Tuesday, February 3, 2009

Heritage: War Finish Engine Lathe


The engine lathe in the machine shop of the John Street Roundhouse was powered up for the first time this century on 31-January-2009

TORONTO, ONTARIO - At Saturday's work session of the Toronto Railway Historical Association at the John Street Roundhouse in Toronto, there was a surprisingly high turnout for a cold winter day. Seven volunteers arrived to help along the process of creating a Heritage Centre next to the Rogers Centre sports stadium and the CN Tower, focusing on the 1929-era former Canadian Pacific John Street Roundhouse, as occurs most Saturday mornings.

While I worked in a group of five that were preparing a rail car for future rides around Roundhouse Park, Michael Guy and Bob Dickson were soon found in the rear of the old machine shop around the engine lathe. It soon became clear that they weren't just inspecting the equipment, but were actually preparing it for use! While I wouldn't be much of a judge of the mechanical condition of any piece of shop equipment, I had always just assumed that the old heritage tools in fixed position in the machine shop would require a substantial amount of work to be useful again.

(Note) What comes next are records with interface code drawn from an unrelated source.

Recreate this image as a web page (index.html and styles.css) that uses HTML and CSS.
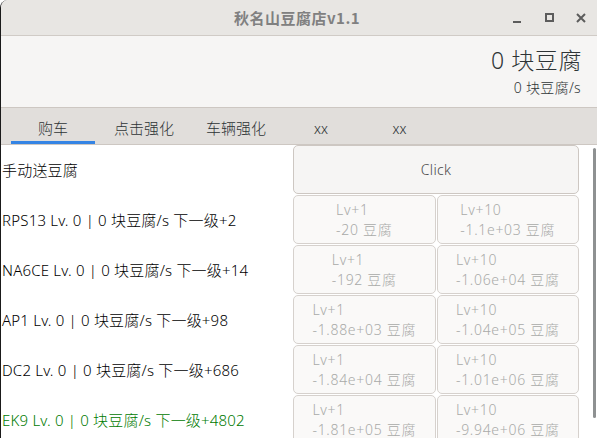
FILE: index.html
```html
<!DOCTYPE html>
<html lang="zh">
<head>
<meta charset="utf-8">
<title>秋名山豆腐店v1.1</title>
<link rel="stylesheet" href="styles.css">
</head>
<body>
<div class="window">
  <header class="titlebar">
    <div class="title">秋名山豆腐店v1.1</div>
    <div class="controls">
      <span class="ctl ctl-min"></span>
      <span class="ctl ctl-max"></span>
      <span class="ctl ctl-close">
        <svg width="10" height="10" viewBox="0 0 10 10"><path d="M1 1L9 9M9 1L1 9" stroke="#5c5c5c" stroke-width="2"/></svg>
      </span>
    </div>
  </header>
  <section class="stats">
    <div class="total">0 块豆腐</div>
    <div class="rate">0 块豆腐/s</div>
  </section>
  <nav class="tabs">
    <div class="tab tab-1 active">购车</div>
    <div class="tab tab-2">点击强化</div>
    <div class="tab tab-3">车辆强化</div>
    <div class="tab tab-4">xx</div>
    <div class="tab tab-5">xx</div>
  </nav>
  <main class="list">
    <div class="row">
      <div class="label">手动送豆腐</div>
      <div class="actions">
        <button class="btn btn-click">Click</button>
      </div>
    </div>
    <div class="row">
      <div class="label">RPS13 Lv. 0 | 0 块豆腐/s 下一级+2</div>
      <div class="actions">
        <button class="btn" disabled><span class="txt">Lv+1<br>-20 豆腐</span></button>
        <button class="btn" disabled><span class="txt">Lv+10<br>-1.1e+03 豆腐</span></button>
      </div>
    </div>
    <div class="row">
      <div class="label">NA6CE Lv. 0 | 0 块豆腐/s 下一级+14</div>
      <div class="actions">
        <button class="btn" disabled><span class="txt">Lv+1<br>-192 豆腐</span></button>
        <button class="btn" disabled><span class="txt">Lv+10<br>-1.06e+04 豆腐</span></button>
      </div>
    </div>
    <div class="row">
      <div class="label">AP1 Lv. 0 | 0 块豆腐/s 下一级+98</div>
      <div class="actions">
        <button class="btn" disabled><span class="txt">Lv+1<br>-1.88e+03 豆腐</span></button>
        <button class="btn" disabled><span class="txt">Lv+10<br>-1.04e+05 豆腐</span></button>
      </div>
    </div>
    <div class="row">
      <div class="label">DC2 Lv. 0 | 0 块豆腐/s 下一级+686</div>
      <div class="actions">
        <button class="btn" disabled><span class="txt">Lv+1<br>-1.84e+04 豆腐</span></button>
        <button class="btn" disabled><span class="txt">Lv+10<br>-1.01e+06 豆腐</span></button>
      </div>
    </div>
    <div class="row">
      <div class="label green">EK9 Lv. 0 | 0 块豆腐/s 下一级+4802</div>
      <div class="actions">
        <button class="btn" disabled><span class="txt">Lv+1<br>-1.81e+05 豆腐</span></button>
        <button class="btn" disabled><span class="txt">Lv+10<br>-9.94e+06 豆腐</span></button>
      </div>
    </div>
    <div class="scrollbar"></div>
  </main>
</div>
</body>
</html>
```
FILE: styles.css
```css
html, body {
  margin: 0;
  padding: 0;
  width: 597px;
  height: 438px;
  overflow: hidden;
  background: #ffffff;
  font-family: "Noto Sans", "Noto Sans CJK SC", sans-serif;
}

.window {
  width: 596px;
  height: 438px;
  border-left: 1px solid #1a1a1a;
  border-top-left-radius: 8px;
  overflow: hidden;
  display: flex;
  flex-direction: column;
  background: #ffffff;
}

.titlebar {
  height: 35px;
  flex: none;
  background: #e8e6e3;
  border-bottom: 1px solid #d0cbc6;
  position: relative;
  display: flex;
  align-items: center;
  justify-content: center;
}

.title {
  font-family: "Noto Sans CJK SC", sans-serif;
  font-weight: 700;
  font-size: 15px;
  color: #808080;
  margin-left: -4px;
  letter-spacing: 0.5px;
}

.controls {
  position: absolute;
  right: 0;
  top: 0;
  height: 35px;
  display: flex;
  align-items: center;
}

.ctl {
  width: 32px;
  height: 35px;
  display: flex;
  align-items: center;
  justify-content: center;
}

.ctl-min::before {
  content: "";
  width: 8px;
  height: 2px;
  background: #5c5c5c;
  margin-top: 8px;
}

.ctl-max::before {
  content: "";
  width: 5px;
  height: 5px;
  border: 2px solid #5c5c5c;
}

.stats {
  height: 71px;
  flex: none;
  background: #f6f5f4;
  display: flex;
  flex-direction: column;
  align-items: flex-end;
  padding-right: 15px;
  box-sizing: border-box;
  padding-top: 8px;
  font-weight: 300;
}

.total {
  font-size: 23px;
  line-height: 32px;
  color: #2e3436;
  letter-spacing: 0.6px;
}

.rate {
  font-size: 14px;
  line-height: 18px;
  margin-top: 3px;
  color: #2e3436;
  margin-right: 1px;
  letter-spacing: 0.3px;
}

.tabs {
  height: 36px;
  flex: none;
  background: #e1dedb;
  border-top: 1px solid #cdc7c2;
  border-bottom: 1px solid #cdc7c2;
  display: flex;
  padding-left: 10px;
}

.tab {
  height: 36px;
  box-sizing: border-box;
  display: flex;
  align-items: center;
  justify-content: center;
  font-size: 15px;
  font-weight: 300;
  color: #2e3436;
  font-family: "Noto Sans CJK SC", sans-serif;
  padding-top: 2px;
}

.tab.active {
  border-bottom: 3px solid #3584e4;
  padding-top: 5px;
}

.tab-1 { width: 84px; }
.tab-2 { width: 98px; }
.tab-3 { width: 86px; }
.tab-4 { width: 84px; }
.tab-5 { width: 73px; }

.list {
  flex: 1;
  position: relative;
  background: #ffffff;
  display: flex;
  flex-direction: column;
}

.row {
  height: 50px;
  flex: none;
  display: flex;
  align-items: center;
}

.label {
  width: 291px;
  padding-left: 1px;
  font-size: 15px;
  font-weight: 300;
  color: #000000;
  white-space: nowrap;
  letter-spacing: 0.2px;
  margin-top: -1px;
}

.label.green {
  color: #007a00;
}

.actions {
  width: 286px;
  height: 50px;
  display: flex;
  gap: 1px;
  padding: 0 0 1px 0;
  box-sizing: border-box;
}

.btn {
  flex: 1;
  height: 49px;
  margin: 0;
  border: 1px solid #cdc7c2;
  border-radius: 5px;
  background: #f6f5f4;
  font-family: "Noto Sans", "Noto Sans CJK SC", sans-serif;
  font-size: 14px;
  font-weight: 300;
  color: #2e3436;
  display: flex;
  align-items: center;
  justify-content: center;
  padding: 0;
  box-sizing: border-box;
}

.btn:disabled {
  background: #faf9f8;
  border-color: #d6d1cd;
  color: #a9aaa8;
}

.btn-click {
  color: #4a4a4a;
  letter-spacing: 0.3px;
}

.txt {
  display: inline-block;
  text-align: left;
  line-height: 20px;
  letter-spacing: 0.7px;
  margin-top: 1px;
}

.scrollbar {
  position: absolute;
  right: 1px;
  top: 3px;
  width: 3px;
  height: 270px;
  background: #8e9192;
  border-radius: 2px;
}
```
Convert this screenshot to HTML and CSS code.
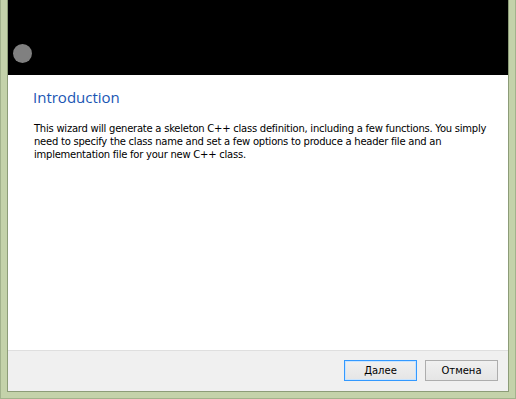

Michael Guy and Bob Dickson cleaned the engine lathe early in the session on 31-January-2009

Just a couple hours later, they were making connections in the electrical cabinet, and the rest of the work in the session came to a halt as we all wanted to see if the lathe would indeed power up again. At about five minutes to noon, the moment of truth came. There was no dust cloud; Michael and Bob had cleaned too well for that. There was no loud noise; this machine was too well-built for that. It just sounded like any other large lathe I had had heard in my life. The cover on one end was not quite in the correct position, but other than that, it could have been in daily use for the past twenty years, instead of effectively being in storage. As it rotated properly, Michael started to adjust the controls and found that, indeed, it would change speed as directed. They truly don't build things like they used to do.


Michael Guy turned on the Engine Lathe for the first time in about a quarter-century as the photographer kept his distance at the John Street Roundhouse in Toronto on 31-January-2009

So when was this engine lathe built? A clue came from a panel on the cover of the instrument, reading "War Finish." As Michael explained to me, this meant that the equipment was built during World War II, when materials were not to be wasted on the appearance of objects, as would normally be done with such a major piece of equipment as this engine lathe. A label on a storage door stated that it had been built by the Canada Machinery Corporation, Limited in Galt, Ontario. While it wasn't as old as the roundhouse itself, the lathe had likely been in this position for more than sixty years.


The "War Finish" label on the engine lathe at the John Street Roundhouse was noted on 31-January-2009

Seeing the engine lathe come to life was exactly the kind of historical event that brings the volunteers out each week to work on the Heritage Centre.

For more coverage of this event including a description of engine lathes and a video of the lathe in motion, see the official TRHA blog entry.

1 comment:

Glitch said...

A number of people have sent e-mails with additional information on "War Finish." Foremost is TRHA member Arno Martens who wrote:

War Finish referred to the condition the cast iron bodies of machine tools, they were left, "as cast", sometimes the rough scale was not even removed.

The un-machined body portions of top quality machine tools, before and a little after the war, used to be spackled and sanded before painting. Some manufacturers took very much pride in their machinery that one couldn't detect a ripple when feeling over the body; a smooth continuous curve, like a Ferrari (who, by the way, started our as machine tool builders for the Italian automobile industry).


Others have noted that other manufacturers used potentially toxic materials in the war finishes, though there does not appear to be any direct evidence that the Canada Machinery Corporation did so.

My thanks to all who wrote with comments.